═════ PROVIDED DATA ═════

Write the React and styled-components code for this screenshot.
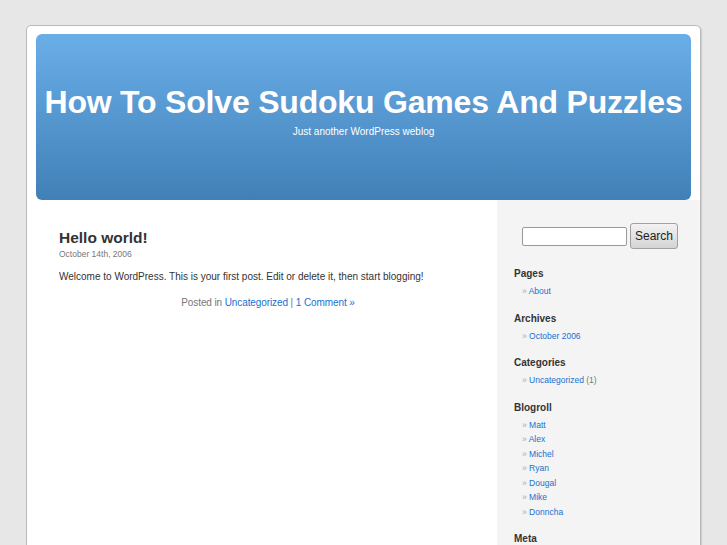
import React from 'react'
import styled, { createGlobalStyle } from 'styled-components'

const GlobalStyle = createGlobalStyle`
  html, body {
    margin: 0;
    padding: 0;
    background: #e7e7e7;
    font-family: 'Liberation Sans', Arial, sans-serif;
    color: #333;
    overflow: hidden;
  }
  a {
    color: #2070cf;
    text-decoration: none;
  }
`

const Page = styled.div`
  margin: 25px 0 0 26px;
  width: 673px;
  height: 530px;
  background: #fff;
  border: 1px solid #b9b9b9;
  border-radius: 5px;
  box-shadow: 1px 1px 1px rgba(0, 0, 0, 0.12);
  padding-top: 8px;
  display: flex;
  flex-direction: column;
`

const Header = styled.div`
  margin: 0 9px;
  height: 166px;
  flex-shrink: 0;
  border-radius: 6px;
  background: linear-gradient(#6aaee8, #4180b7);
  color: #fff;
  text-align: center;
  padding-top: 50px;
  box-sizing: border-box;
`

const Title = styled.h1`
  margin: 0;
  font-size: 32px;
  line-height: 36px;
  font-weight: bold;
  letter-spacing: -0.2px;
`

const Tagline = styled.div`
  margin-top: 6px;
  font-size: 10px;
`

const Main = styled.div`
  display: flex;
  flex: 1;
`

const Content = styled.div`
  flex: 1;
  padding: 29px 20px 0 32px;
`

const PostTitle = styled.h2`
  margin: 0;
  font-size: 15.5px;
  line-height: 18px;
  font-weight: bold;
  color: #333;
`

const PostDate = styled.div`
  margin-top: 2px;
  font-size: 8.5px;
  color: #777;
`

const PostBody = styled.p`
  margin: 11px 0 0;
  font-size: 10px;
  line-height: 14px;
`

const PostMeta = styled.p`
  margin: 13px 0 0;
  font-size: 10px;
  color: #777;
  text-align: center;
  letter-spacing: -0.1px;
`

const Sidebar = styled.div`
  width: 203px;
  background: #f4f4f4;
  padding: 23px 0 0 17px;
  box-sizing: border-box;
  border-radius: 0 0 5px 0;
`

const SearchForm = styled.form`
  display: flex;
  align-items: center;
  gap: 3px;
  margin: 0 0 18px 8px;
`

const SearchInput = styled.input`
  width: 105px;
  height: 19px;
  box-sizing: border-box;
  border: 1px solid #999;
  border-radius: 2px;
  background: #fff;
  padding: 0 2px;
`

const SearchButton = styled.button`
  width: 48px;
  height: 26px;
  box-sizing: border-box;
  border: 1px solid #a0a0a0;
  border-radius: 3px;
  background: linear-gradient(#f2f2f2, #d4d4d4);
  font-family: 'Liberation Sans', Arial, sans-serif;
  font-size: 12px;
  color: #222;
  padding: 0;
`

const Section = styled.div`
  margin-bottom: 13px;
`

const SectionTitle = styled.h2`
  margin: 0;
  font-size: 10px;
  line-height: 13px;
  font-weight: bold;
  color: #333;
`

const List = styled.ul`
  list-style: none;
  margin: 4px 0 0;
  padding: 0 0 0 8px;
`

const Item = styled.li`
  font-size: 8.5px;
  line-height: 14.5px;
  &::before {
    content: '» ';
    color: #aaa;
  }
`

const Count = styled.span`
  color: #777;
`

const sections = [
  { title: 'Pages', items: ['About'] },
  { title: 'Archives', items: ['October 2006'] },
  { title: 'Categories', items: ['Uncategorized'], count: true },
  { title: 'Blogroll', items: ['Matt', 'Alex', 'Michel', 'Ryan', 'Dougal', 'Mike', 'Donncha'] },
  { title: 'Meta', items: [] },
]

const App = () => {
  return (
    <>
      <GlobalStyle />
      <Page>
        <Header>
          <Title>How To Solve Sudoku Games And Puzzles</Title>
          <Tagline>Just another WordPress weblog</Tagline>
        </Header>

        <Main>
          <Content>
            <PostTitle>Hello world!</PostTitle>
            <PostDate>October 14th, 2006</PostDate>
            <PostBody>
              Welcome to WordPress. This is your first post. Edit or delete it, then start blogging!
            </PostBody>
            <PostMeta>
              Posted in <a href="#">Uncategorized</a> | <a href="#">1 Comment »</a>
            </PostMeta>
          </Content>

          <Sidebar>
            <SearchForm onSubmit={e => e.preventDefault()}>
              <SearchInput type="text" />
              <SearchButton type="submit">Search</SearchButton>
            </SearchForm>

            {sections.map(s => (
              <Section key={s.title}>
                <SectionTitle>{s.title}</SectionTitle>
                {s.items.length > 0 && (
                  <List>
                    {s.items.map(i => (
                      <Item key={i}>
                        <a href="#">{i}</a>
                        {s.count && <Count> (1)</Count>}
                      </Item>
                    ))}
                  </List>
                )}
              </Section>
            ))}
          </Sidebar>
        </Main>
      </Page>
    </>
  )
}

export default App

═════

*AIM*
Gather from the data above every line with the string "components".

*RESULT OF THE TASK*
Write the React and styled-components code for this screenshot.
import styled, { createGlobalStyle } from 'styled-components'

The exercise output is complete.